Want to Explore a robot control DSL? Or would you like to take a closer look at Haskell, a cousin of Clojure? Join London Clojure for three talks which will be walking you through topics like DSL and Haskell, leaving you a better Clojure programmer.
Describing the motions of a robot with many degrees of freedom (joints) can be quite tedious. One approach is to represent the value of each joint on a time-lime (similar to a Flash animation). This approach has the disadvantage the the resulting animations are entirely static and cannot react to changes in the conditions of robot. Such animations also are awkward to use from non-graphical programs written in languages such as python and clojure.
Another approach is to use the robot's API to generate the animation. This has the advantage of being able to reach to the robot's current circumstances and integrates well with the rest of a textual program but is hard to read.
In this talk I'll outline (and solicit feedback on) a small DSL written in clojure that aims to make it possible to generate animations in a more readable way. I'll also show a graphical tool that makes generating code in this DSL simple.
By day, a mild-mannered programmer working on Virtual Desktop Infrastructure at VMware. By night, when not asleep, plans world domination by social emotional robots powered by python and clojure. Before he was virtualised Dave worked for Xerox Research in France and, back in the mists of time, developed one of the first distributed multi-user virtual reality environments as part of his PhD work at Manchester.
Now that you've found your perfect language, why would you even care about other languages? Actually, a very large part of what's made Clojure so great is the community's eagerness to go out and seek new ideas and bring them back. You'll be surprised how many Clojure core libraries were actually Not Invented Here: core.async, core.logic, core.typed and core.match to name some of the more obvious ones.

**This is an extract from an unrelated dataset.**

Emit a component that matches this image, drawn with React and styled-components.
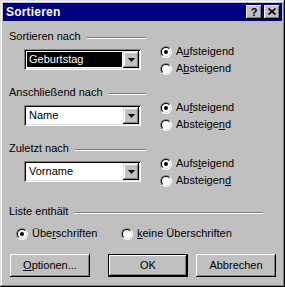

And for Clojure to retain its competitive edge, it's imperative that we keep this healthy interest in the whole field of computer science going--as opposed to going tribal over our own splendidness while progress only comes when somebody manages to sneak it in the back door, like we're some kind of Node developers.
Which is why Bodil wanted to show you another of her favourite languages: Haskell, a close cousin to Clojure.
Watch this SkillsCast recording of a talk by Bodil Stokke, where she shares many crucial ideas like immutable data structures and a strong focus on pure functions.
Bodil explains how they diverge in their approaches to metaprogramming (Clojure, as we know, employs macros for ultimate power, whereas Haskell's approach is through a remarkably powerful type system) and than asks "Why would you prefer one over the other?"
Why indeed; that's what she then examines, and whether or not you decide to start using Haskell like a category theorist after this talk, we can guarantee you a brush with Haskell will make you a better Clojure programmer.
Bodil works as a computer science researcher for a secretive think tank, and is a world renowned expert in varied fields such as pizza and persistent data structures. Contrary to popular rumour, she only has five fingers on each hand, but is still an Emacs user.
A case study of a commodity hedge fund making the unusual choice of not only building their own infrastructure but doing so primarily in Clojure. I will be presenting our road to Clojure, how it came to shape our business infrastructure, what we use it for and some lessons learnt in the process and where we're going next.
A commodity trader who happens to be a lifelong programmer with a great interest in utilizing technology to build a better business and become a better trader. His last pure developer job was around 10 years ago, but that hasn't stopped him from making it over to Clojure via an unusual path of an in-house language, Ruby and Smalltalk.